Return each line of the data below verbatim; pictures are to be left out.

>> begin Dataset excerpt

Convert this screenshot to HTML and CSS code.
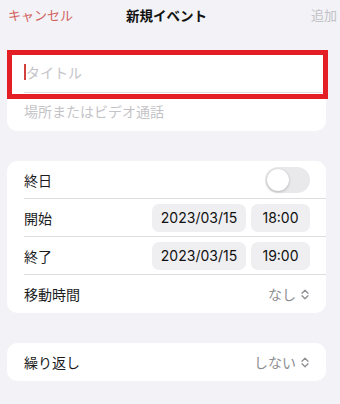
FILE: index.html
```html
<!DOCTYPE html>
<html lang="ja">
<head>
<meta charset="utf-8">
<link rel="stylesheet" href="styles.css">
</head>
<body>
<div class="page">
  <header class="nav">
    <span class="cancel">キャンセル</span>
    <span class="title">新規イベント</span>
    <span class="add">追加</span>
  </header>

  <section class="card card-first">
    <div class="row row-title">
      <span class="cursor"></span><span class="placeholder">タイトル</span>
    </div>
    <div class="row row-loc last">
      <span class="placeholder">場所またはビデオ通話</span>
    </div>
    <div class="highlight"></div>
  </section>

  <section class="card">
    <div class="row">
      <span class="label">終日</span>
      <span class="toggle"><span class="knob"></span></span>
    </div>
    <div class="row">
      <span class="label">開始</span>
      <span class="pills"><span class="pill date">2023/03/15</span><span class="pill time">18:00</span></span>
    </div>
    <div class="row">
      <span class="label">終了</span>
      <span class="pills"><span class="pill date">2023/03/15</span><span class="pill time">19:00</span></span>
    </div>
    <div class="row last">
      <span class="label">移動時間</span>
      <span class="value">なし<svg class="chev" width="8" height="11" viewBox="0 0 8 11"><path d="M1 4.2 L4 1.2 L7 4.2 M1 6.8 L4 9.8 L7 6.8" fill="none" stroke="#8e8e93" stroke-width="1.3" stroke-linecap="round" stroke-linejoin="round"/></svg></span>
    </div>
  </section>

  <section class="card">
    <div class="row last">
      <span class="label">繰り返し</span>
      <span class="value">しない<svg class="chev" width="8" height="11" viewBox="0 0 8 11"><path d="M1 4.2 L4 1.2 L7 4.2 M1 6.8 L4 9.8 L7 6.8" fill="none" stroke="#8e8e93" stroke-width="1.3" stroke-linecap="round" stroke-linejoin="round"/></svg></span>
    </div>
  </section>
</div>
</body>
</html>
```
FILE: styles.css
```css
* { box-sizing: border-box; }
html, body {
  margin: 0;
  padding: 0;
  background: #f2f2f7;
}
body {
  width: 340px;
  height: 404px;
  overflow: hidden;
  font-family: "Inter", "Noto Sans CJK JP", sans-serif;
  color: #1c1c1e;
}
.page {
  display: flex;
  flex-direction: column;
  gap: 30px;
  padding: 0 14px 0 7px;
}
.nav {
  display: grid;
  grid-template-columns: 118px auto 1fr;
  align-items: center;
  height: 30px;
  padding-bottom: 1px;
  margin: 0 -11px -10px 1px;
  font-size: 13px;
  font-family: "Noto Sans CJK JP", sans-serif;
}
.cancel { color: #d2625f; justify-self: start; }
.title { font-weight: 700; color: #111; font-size: 13.5px; }
.add { color: #c2c2c6; justify-self: end; }

.card {
  position: relative;
  background: #fff;
  border-radius: 10px;
  padding-left: 17px;
}
.row {
  display: flex;
  align-items: center;
  justify-content: space-between;
  height: 38px;
  padding-right: 17px;
  border-bottom: 1px solid #dedee2;
  font-size: 14px;
}
.row.last { border-bottom: none; }
.card-first .row-title { height: 43px; justify-content: flex-start; padding-top: 2px; }
.card-first .row-loc { height: 38px; padding-bottom: 3px; }
.placeholder {
  color: #c4c4c8;
  font-family: "Noto Sans CJK JP", sans-serif;
  font-size: 14px;
}
.cursor {
  display: inline-block;
  width: 2px;
  height: 16px;
  background: #d2413d;
}
.label { font-family: "Noto Sans CJK JP", sans-serif; }
.highlight {
  position: absolute;
  left: 0;
  top: 0;
  width: 321px;
  height: 49px;
  border: 5px solid #e31e25;
}
.toggle {
  position: relative;
  width: 45px;
  height: 26px;
  border-radius: 13px;
  background: #e9e9eb;
  margin-right: -1px;
}
.knob {
  position: absolute;
  left: 2px;
  top: 2px;
  width: 22px;
  height: 22px;
  border-radius: 50%;
  background: #fff;
  box-shadow: 0 1px 3px rgba(0,0,0,0.22), 0 0 1px rgba(0,0,0,0.1);
}
.pills {
  display: flex;
  gap: 5px;
  margin-right: -1px;
}
.pill {
  display: flex;
  align-items: center;
  justify-content: center;
  height: 28px;
  border-radius: 7px;
  background: #efeff1;
  font-size: 14px;
  color: #111;
}
.pill.date { width: 94px; }
.pill.time { width: 59px; }
.value {
  display: flex;
  align-items: center;
  gap: 5px;
  color: #8e8e93;
  font-family: "Noto Sans CJK JP", sans-serif;
  font-size: 14px;
}
.chev { display: block; }
```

>> end Dataset excerpt

= Exercise response =
Convert this screenshot to HTML and CSS code.
FILE: index.html
```html
<!DOCTYPE html>
<html lang="ja">
<head>
<meta charset="utf-8">
<link rel="stylesheet" href="styles.css">
</head>
<body>
<div class="page">
  <header class="nav">
    <span class="cancel">キャンセル</span>
    <span class="title">新規イベント</span>
    <span class="add">追加</span>
  </header>

  <section class="card card-first">
    <div class="row row-title">
      <span class="cursor"></span><span class="placeholder">タイトル</span>
    </div>
    <div class="row row-loc last">
      <span class="placeholder">場所またはビデオ通話</span>
    </div>
    <div class="highlight"></div>
  </section>

  <section class="card">
    <div class="row">
      <span class="label">終日</span>
      <span class="toggle"><span class="knob"></span></span>
    </div>
    <div class="row">
      <span class="label">開始</span>
      <span class="pills"><span class="pill date">2023/03/15</span><span class="pill time">18:00</span></span>
    </div>
    <div class="row">
      <span class="label">終了</span>
      <span class="pills"><span class="pill date">2023/03/15</span><span class="pill time">19:00</span></span>
    </div>
    <div class="row last">
      <span class="label">移動時間</span>
      <span class="value">なし<svg class="chev" width="8" height="11" viewBox="0 0 8 11"><path d="M1 4.2 L4 1.2 L7 4.2 M1 6.8 L4 9.8 L7 6.8" fill="none" stroke="#8e8e93" stroke-width="1.3" stroke-linecap="round" stroke-linejoin="round"/></svg></span>
    </div>
  </section>

  <section class="card">
    <div class="row last">
      <span class="label">繰り返し</span>
      <span class="value">しない<svg class="chev" width="8" height="11" viewBox="0 0 8 11"><path d="M1 4.2 L4 1.2 L7 4.2 M1 6.8 L4 9.8 L7 6.8" fill="none" stroke="#8e8e93" stroke-width="1.3" stroke-linecap="round" stroke-linejoin="round"/></svg></span>
    </div>
  </section>
</div>
</body>
</html>
```
FILE: styles.css
```css
* { box-sizing: border-box; }
html, body {
  margin: 0;
  padding: 0;
  background: #f2f2f7;
}
body {
  width: 340px;
  height: 404px;
  overflow: hidden;
  font-family: "Inter", "Noto Sans CJK JP", sans-serif;
  color: #1c1c1e;
}
.page {
  display: flex;
  flex-direction: column;
  gap: 30px;
  padding: 0 14px 0 7px;
}
.nav {
  display: grid;
  grid-template-columns: 118px auto 1fr;
  align-items: center;
  height: 30px;
  padding-bottom: 1px;
  margin: 0 -11px -10px 1px;
  font-size: 13px;
  font-family: "Noto Sans CJK JP", sans-serif;
}
.cancel { color: #d2625f; justify-self: start; }
.title { font-weight: 700; color: #111; font-size: 13.5px; }
.add { color: #c2c2c6; justify-self: end; }

.card {
  position: relative;
  background: #fff;
  border-radius: 10px;
  padding-left: 17px;
}
.row {
  display: flex;
  align-items: center;
  justify-content: space-between;
  height: 38px;
  padding-right: 17px;
  border-bottom: 1px solid #dedee2;
  font-size: 14px;
}
.row.last { border-bottom: none; }
.card-first .row-title { height: 43px; justify-content: flex-start; padding-top: 2px; }
.card-first .row-loc { height: 38px; padding-bottom: 3px; }
.placeholder {
  color: #c4c4c8;
  font-family: "Noto Sans CJK JP", sans-serif;
  font-size: 14px;
}
.cursor {
  display: inline-block;
  width: 2px;
  height: 16px;
  background: #d2413d;
}
.label { font-family: "Noto Sans CJK JP", sans-serif; }
.highlight {
  position: absolute;
  left: 0;
  top: 0;
  width: 321px;
  height: 49px;
  border: 5px solid #e31e25;
}
.toggle {
  position: relative;
  width: 45px;
  height: 26px;
  border-radius: 13px;
  background: #e9e9eb;
  margin-right: -1px;
}
.knob {
  position: absolute;
  left: 2px;
  top: 2px;
  width: 22px;
  height: 22px;
  border-radius: 50%;
  background: #fff;
  box-shadow: 0 1px 3px rgba(0,0,0,0.22), 0 0 1px rgba(0,0,0,0.1);
}
.pills {
  display: flex;
  gap: 5px;
  margin-right: -1px;
}
.pill {
  display: flex;
  align-items: center;
  justify-content: center;
  height: 28px;
  border-radius: 7px;
  background: #efeff1;
  font-size: 14px;
  color: #111;
}
.pill.date { width: 94px; }
.pill.time { width: 59px; }
.value {
  display: flex;
  align-items: center;
  gap: 5px;
  color: #8e8e93;
  font-family: "Noto Sans CJK JP", sans-serif;
  font-size: 14px;
}
.chev { display: block; }
```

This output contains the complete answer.